Nature has taken care of some of our invasive trees, and we're working on the rest of them. Invasive trees have a disproportionate impact since they live longer than herbaceous plants or shrubs, and so they'll be spreading their seeds for that many more decades.
A blessing in disguise.
Losing our Bradford pear tree (Pyrus calleryana 'Bradford') first seemed like a tragedy, but later, after we learned about its dark side, we felt lucky that nature took care of the problem for us.
For a while, people were reluctant to plant Bradfords because they had acquired a reputation for splitting like this, but then newer cultivars were said to have solved this problem.

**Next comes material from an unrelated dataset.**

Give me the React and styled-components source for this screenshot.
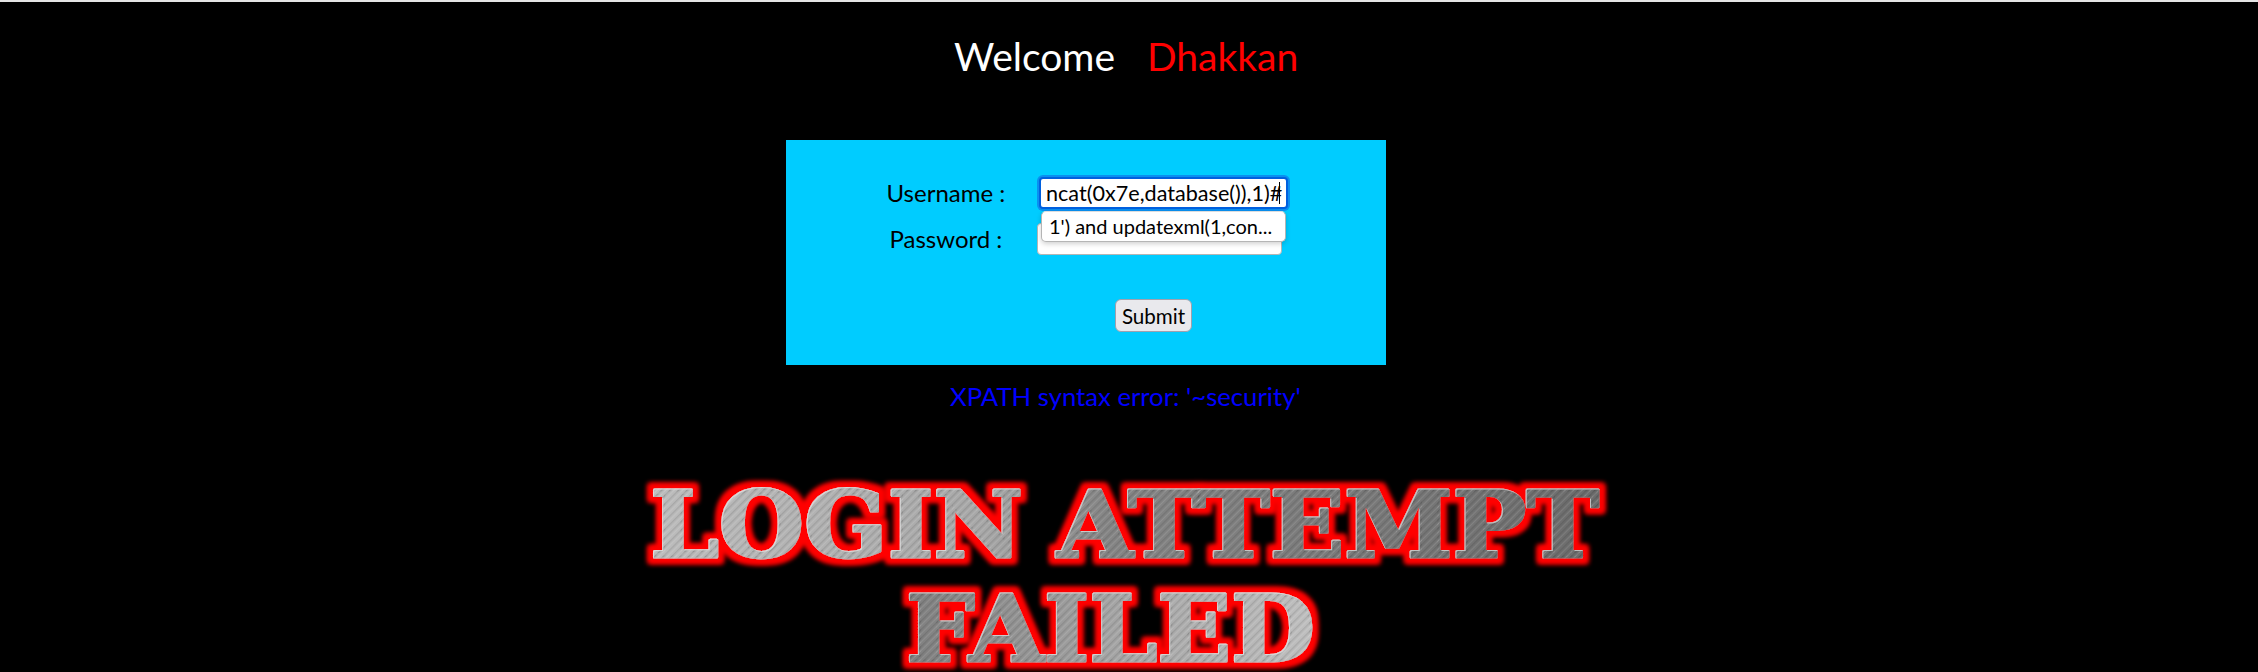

This doesn't solve the problem of their invasiveness, though, or the fact that they don't provide anything for wildlife, except perhaps for that other scourge, the invasive European starling, which do eat the "pears" I'm told.
Bradford pears on display
This is but one of the many local examples of how Bradford pears to "decorate" our public spaces. (We pass this group of trees on our frequent walks to the grocery store.)
Of course, they're attractive in this setting, but just because a tree is pretty from people's point of view doesn't make them a wise choice. These trees are increasingly spreading into natural areas, and they're poor substitutes for the native trees that were there before.
Norway maples after a storm
Another blessing—though very well-disguised.
The legendary (to Central New York) Labor Day Storm of 1998 removed our Norway maples (Acer platanoides) for us.
Our young teen son and his friend took care of all of these trees with small tree pruners. It was a big adventure for them. Ah, to be young!
Kousa dogwood (Cornus kousa) isn't technically an invasive plant according to the usual definition. It doesn't (as far as I know) travel into natural areas (perhaps because it's such a poor food for birds?)
But it is invasive in the sense that it's invading our suburbs, institutional grounds, even public areas by being so frequently planted.
It's a disaster for birds since its berries first, are too big for our native birds, and second, are poor substitutes for the nutritious native dogwood berries.
This kousa berry is very large. When we bought this plant about 30 years ago, I thought it was wonderful that it had such big berries. (Where kousa dogwoods are native, monkeys eat the berries.) Even more for the birds, right? No! Our native birds co-evolved with much smaller berries, like the size of the flowering dogwood (Cornus florida) or the pagoda dogwood (C. alternifolia) berries—berries small enough to just swallow whole, which they do.
When you think about all the millions of kousa dogwoods planted all over instead of native dogwoods, you can imagine the loss to our birds.